## Begin DATASET
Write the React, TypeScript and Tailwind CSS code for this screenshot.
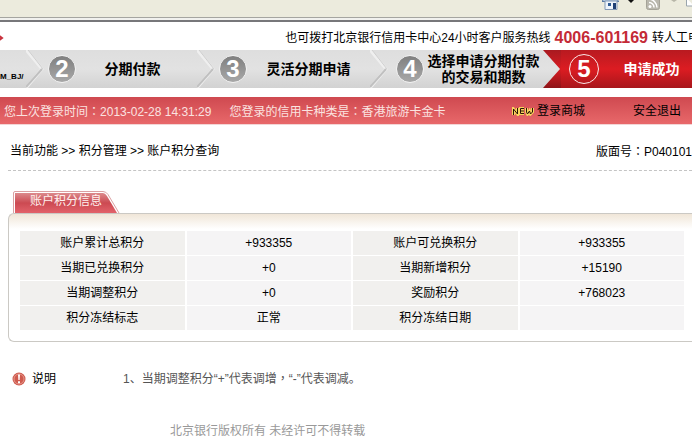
## End DATASET
## Begin DATASET
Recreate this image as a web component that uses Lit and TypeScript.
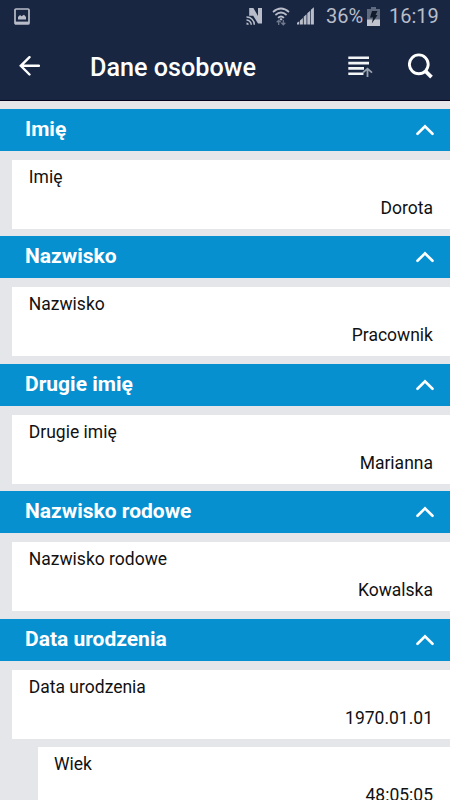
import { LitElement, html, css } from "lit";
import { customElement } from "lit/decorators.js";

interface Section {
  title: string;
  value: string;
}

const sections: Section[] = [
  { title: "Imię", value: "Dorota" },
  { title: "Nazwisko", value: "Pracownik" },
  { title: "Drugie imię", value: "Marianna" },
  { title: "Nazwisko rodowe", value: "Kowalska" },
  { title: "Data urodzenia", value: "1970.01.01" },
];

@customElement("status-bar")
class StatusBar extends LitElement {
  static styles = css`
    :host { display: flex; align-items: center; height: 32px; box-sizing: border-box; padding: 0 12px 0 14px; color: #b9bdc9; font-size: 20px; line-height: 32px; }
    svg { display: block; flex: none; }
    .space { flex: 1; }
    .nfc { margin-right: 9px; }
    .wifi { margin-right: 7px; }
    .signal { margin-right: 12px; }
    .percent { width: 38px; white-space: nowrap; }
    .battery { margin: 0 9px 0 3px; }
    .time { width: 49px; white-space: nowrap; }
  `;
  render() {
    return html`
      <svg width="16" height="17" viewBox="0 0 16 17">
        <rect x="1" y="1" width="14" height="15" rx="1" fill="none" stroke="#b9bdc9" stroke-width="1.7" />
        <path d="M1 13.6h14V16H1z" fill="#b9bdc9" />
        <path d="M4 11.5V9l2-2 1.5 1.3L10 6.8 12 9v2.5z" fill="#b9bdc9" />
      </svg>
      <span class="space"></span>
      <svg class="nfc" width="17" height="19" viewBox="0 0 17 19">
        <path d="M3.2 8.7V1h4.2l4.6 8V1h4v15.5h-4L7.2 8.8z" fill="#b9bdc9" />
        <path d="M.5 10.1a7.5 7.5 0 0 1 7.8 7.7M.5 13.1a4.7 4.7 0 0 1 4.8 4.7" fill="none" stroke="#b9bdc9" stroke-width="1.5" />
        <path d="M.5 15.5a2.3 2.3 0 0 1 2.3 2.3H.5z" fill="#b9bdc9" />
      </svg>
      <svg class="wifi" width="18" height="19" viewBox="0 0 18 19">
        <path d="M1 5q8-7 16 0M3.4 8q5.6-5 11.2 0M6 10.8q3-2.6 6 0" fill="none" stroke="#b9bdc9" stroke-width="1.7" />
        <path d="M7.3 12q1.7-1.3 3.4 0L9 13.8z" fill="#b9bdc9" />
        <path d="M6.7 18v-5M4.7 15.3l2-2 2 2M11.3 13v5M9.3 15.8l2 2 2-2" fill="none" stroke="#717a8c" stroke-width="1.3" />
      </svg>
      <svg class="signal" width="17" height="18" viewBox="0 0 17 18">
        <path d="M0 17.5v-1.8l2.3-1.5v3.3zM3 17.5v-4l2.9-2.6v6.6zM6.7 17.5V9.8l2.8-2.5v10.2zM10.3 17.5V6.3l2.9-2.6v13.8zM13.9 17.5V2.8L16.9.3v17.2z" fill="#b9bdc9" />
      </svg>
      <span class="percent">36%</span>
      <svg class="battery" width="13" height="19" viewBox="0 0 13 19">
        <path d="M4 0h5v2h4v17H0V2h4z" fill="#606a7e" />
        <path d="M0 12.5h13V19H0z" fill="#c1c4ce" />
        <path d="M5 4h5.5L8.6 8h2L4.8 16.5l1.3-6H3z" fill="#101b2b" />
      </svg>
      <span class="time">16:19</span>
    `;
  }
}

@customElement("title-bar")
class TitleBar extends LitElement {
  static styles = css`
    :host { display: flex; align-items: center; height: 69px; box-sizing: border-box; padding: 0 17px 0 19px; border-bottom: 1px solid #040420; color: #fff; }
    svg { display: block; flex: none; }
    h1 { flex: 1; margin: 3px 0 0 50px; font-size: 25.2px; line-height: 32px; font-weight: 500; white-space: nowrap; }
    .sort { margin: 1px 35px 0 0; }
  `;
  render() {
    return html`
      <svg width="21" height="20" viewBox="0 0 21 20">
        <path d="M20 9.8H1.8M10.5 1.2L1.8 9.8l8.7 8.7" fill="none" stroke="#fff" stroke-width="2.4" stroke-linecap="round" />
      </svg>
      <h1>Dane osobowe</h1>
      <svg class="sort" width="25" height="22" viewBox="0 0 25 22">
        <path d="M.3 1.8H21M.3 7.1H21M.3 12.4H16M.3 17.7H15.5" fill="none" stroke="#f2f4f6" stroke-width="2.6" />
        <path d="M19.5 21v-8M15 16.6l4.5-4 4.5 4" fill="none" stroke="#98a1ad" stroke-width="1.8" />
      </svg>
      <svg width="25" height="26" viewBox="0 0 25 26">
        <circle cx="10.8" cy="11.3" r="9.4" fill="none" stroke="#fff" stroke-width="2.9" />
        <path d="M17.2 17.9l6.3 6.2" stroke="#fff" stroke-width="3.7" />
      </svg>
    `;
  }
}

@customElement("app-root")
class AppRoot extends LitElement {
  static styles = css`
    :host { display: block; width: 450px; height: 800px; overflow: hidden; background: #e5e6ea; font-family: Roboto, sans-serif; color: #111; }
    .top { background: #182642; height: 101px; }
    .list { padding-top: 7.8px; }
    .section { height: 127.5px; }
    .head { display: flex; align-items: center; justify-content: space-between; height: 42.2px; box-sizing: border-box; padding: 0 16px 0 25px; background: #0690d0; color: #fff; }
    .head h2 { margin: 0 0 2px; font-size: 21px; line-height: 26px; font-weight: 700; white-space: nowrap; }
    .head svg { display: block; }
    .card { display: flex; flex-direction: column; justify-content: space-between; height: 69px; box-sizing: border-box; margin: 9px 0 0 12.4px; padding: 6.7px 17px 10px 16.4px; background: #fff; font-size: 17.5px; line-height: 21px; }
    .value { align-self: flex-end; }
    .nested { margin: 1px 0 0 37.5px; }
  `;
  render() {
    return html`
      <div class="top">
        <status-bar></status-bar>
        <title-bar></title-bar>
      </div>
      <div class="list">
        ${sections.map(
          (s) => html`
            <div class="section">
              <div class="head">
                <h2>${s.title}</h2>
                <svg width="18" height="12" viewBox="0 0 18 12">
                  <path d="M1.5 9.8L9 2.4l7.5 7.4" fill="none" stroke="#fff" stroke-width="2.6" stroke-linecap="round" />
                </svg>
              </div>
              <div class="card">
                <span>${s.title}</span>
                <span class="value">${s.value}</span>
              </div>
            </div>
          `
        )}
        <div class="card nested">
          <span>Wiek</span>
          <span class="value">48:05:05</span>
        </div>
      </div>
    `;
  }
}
## End DATASET
WORK TO BE COMPLETED
Return all lines containing the word "this".

ANSWER
Write the React, TypeScript and Tailwind CSS code for this screenshot.
Recreate this image as a web component that uses Lit and TypeScript.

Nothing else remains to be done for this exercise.